Of course, mom's chickens live natural lives, and have the option to lay their eggs in a natural environment, like the recycling bin!  This silly hen seems to be confused about where the nest box is. 

Maybe it's more accurate to say these are natural light eggs.

Not only are the eggs naturally different colors, but they are a variety of sizes too.  This brown one is a whopper!  The tiny eggs are the ultimate solution to splitting a recipe that calls for one egg.  Just use a half sized egg!

Tuesday, June 18, 2013

Alien Abduction

I always imagine that the bats that are caught in my net go back to their roost to tell the other bats of their abduction.  They probably tell their buddies that they were just flying along, on their normal foraging route, when they were trapped in an invisible force field!  After struggling in vain against the force field, a blinding bright light approached from the distance.  They were taken up in a floating capsule, then measured, prodded, and violated by unseen beings with flashing lights and cold metal instruments before being released unharmed, but traumatized.  "Guys, seriously, do not fly down Stinking Creek tonight!"

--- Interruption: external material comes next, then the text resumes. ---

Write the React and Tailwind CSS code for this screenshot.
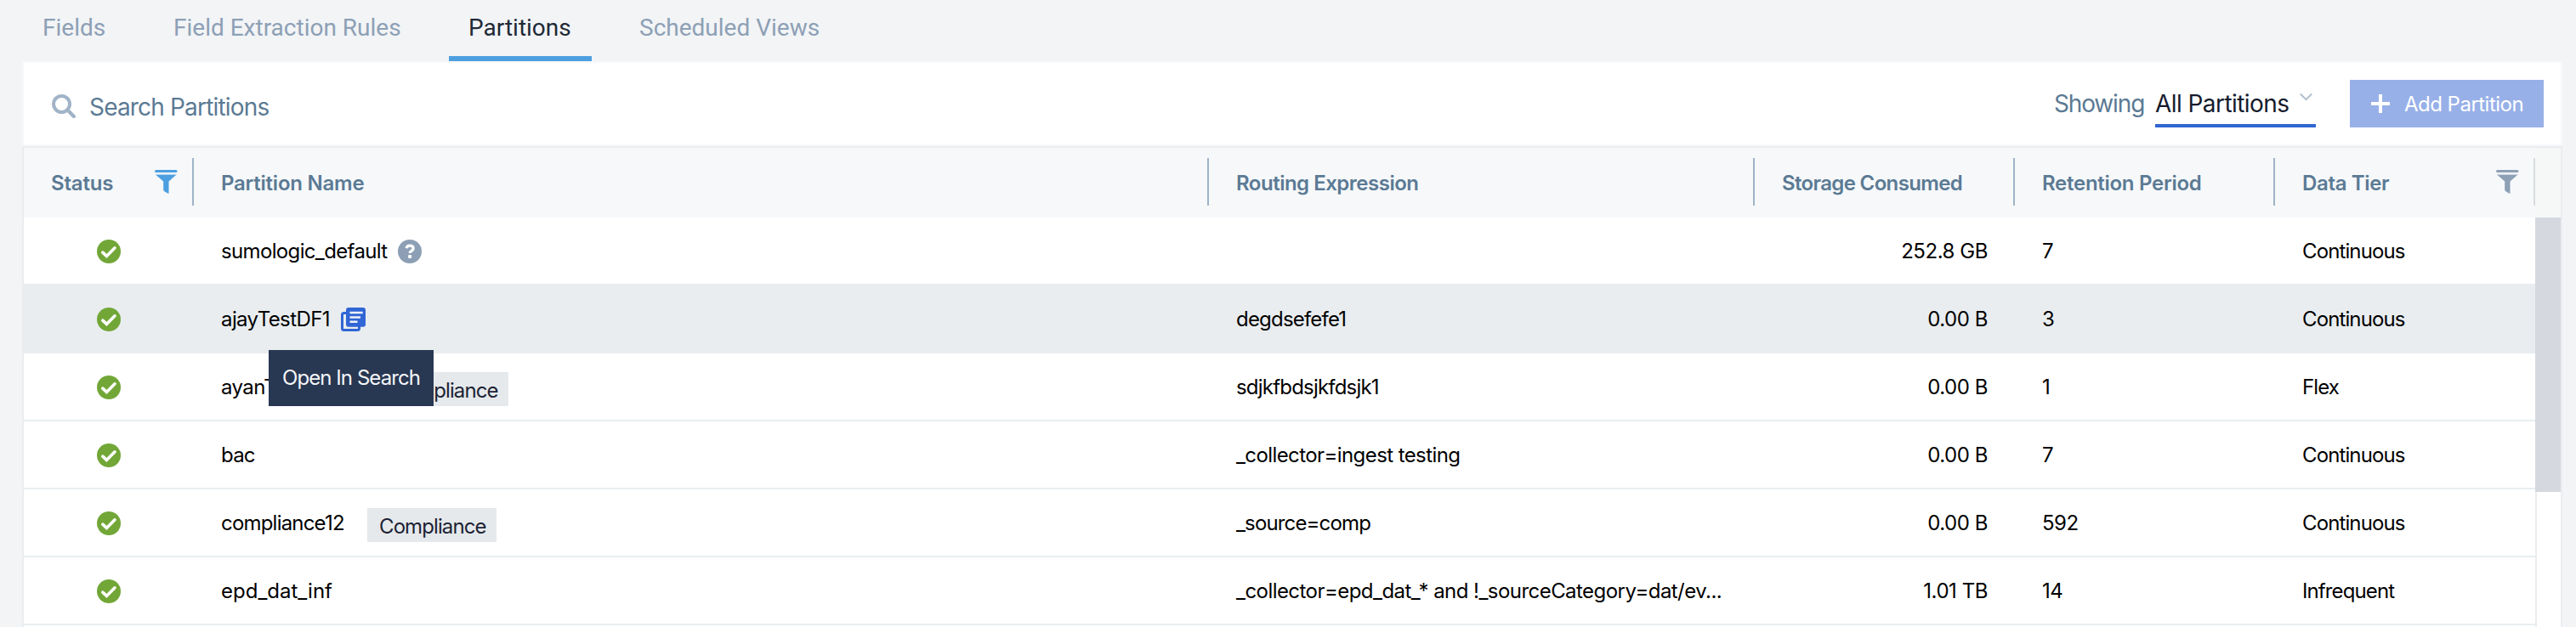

The imagined force field is the net, called a mist net, because it is nearly transparent and made of extremely fine threads, similar to a hair net that the lunch lady wears.  I wear a very bright headlamp to keep my hands free, so I have a bright beam of light in the center of my forehead.  I see the poor bats blinking their eyes in the bright light, and most just close their eyes against the glare.  Working with other folks who are wearing headlamps makes me realize just how bright the light is.  When my netting partner looks at me in the face all I can see is the bright glow, so I know the bats can't see my face or know what has them.  After I untangle the bats from the net/force field, I put them in a paper bag to carry them back to our work station, like the big brown bat and the red bat in the photos above.  This must be strange experience for a bat, to be in a crinkly dark paper capsule that is floating through the air.   I weigh them while they are in the bag, take some measurements to verify which species, examine their breasts and private parts to see what reproductive stage they are in, look closely at their wing membranes to see if they are sick, take their picture with a flashing camera, then let them go.  It only takes a few minutes. 

I think I have finally figured out how to make youtube videos that I can post without giving my self an aneurysm as I strain my tiny computer brain muscles.   Check out the above video that I made last night of a big brown bat being released after he was caught in my nets. 

This video shows just how feisty some of the bats are when they are captured.  I'm holding him very gently, so he's not squawking in pain, he's fighting for his life.  Turn the sound up so you can hear the noises he makes.  Poor fella, he's not giving up though.  Some of the bats, like the red bat in the video below, just calmly bear the intrusion. 


I hope that the bats who experienced the alien abduction aren't shunned by their buddies.  Hmmm... maybe those human abduction stories shouldn't be ignored!  And who is a better candidate for some alien probes than a lone bat survey team out in the woods in the middle of the night...

Monday, June 17, 2013

Cabbage Worm Art

I was distracted from the task at hand by the intricate worm holes in cabbage leaves as mom and I visited her garden to see if we could harvest some garlic for a soup we were making. The garlic was ready, and because mom planted the cloves last fall by putting them on top of the soil and covering them with straw it was easy to harvest.  She just pushed the straw aside to reveal a perfect garlic bulb. 
The cabbages are being eaten by these little striped caterpillars.  

It is tragic that these lovely cabbages are getting marred, but it was fun to arrange worm art compositions with my camera phone.  
I have way too many pictures of holey leaves, but I couldn't stop myself!  Why don't they just start at one side and eat it all from there?  Because it wouldn't look as cool, that's why.  
In the wee hours of the morning, when we were all still enjoying some tasty beverages on the front porch, it was suggested that we examine the cabbages for snails.  Two in the morning may be a strange time for most people to garden, but to a group of second shifters and nocturnal bat catchers it seemed only slightly odd.    
What was amazing to me is that all of us had lights in our pockets at the moment the foray was suggested.  Each of us, dad, mom, Jamie, Leigh, and I, activated our cell phone illuminators.   We live in an amazing age.  Right this moment I'm sitting in the woods attempting to catch bats and writing about cabbage on my phone.  Please forgive my spelling and formatting, the bugs that are landing on my phone and face because of the glow is distracting.

Dad pointed out that if you put your light below the cabbage leaves you could see the slug's shadow from the top and find them.  Well, this made even more amazing worm art photos!

The soup turned out perfect, with garlic, asparagus, parsely, and sage right from the garden.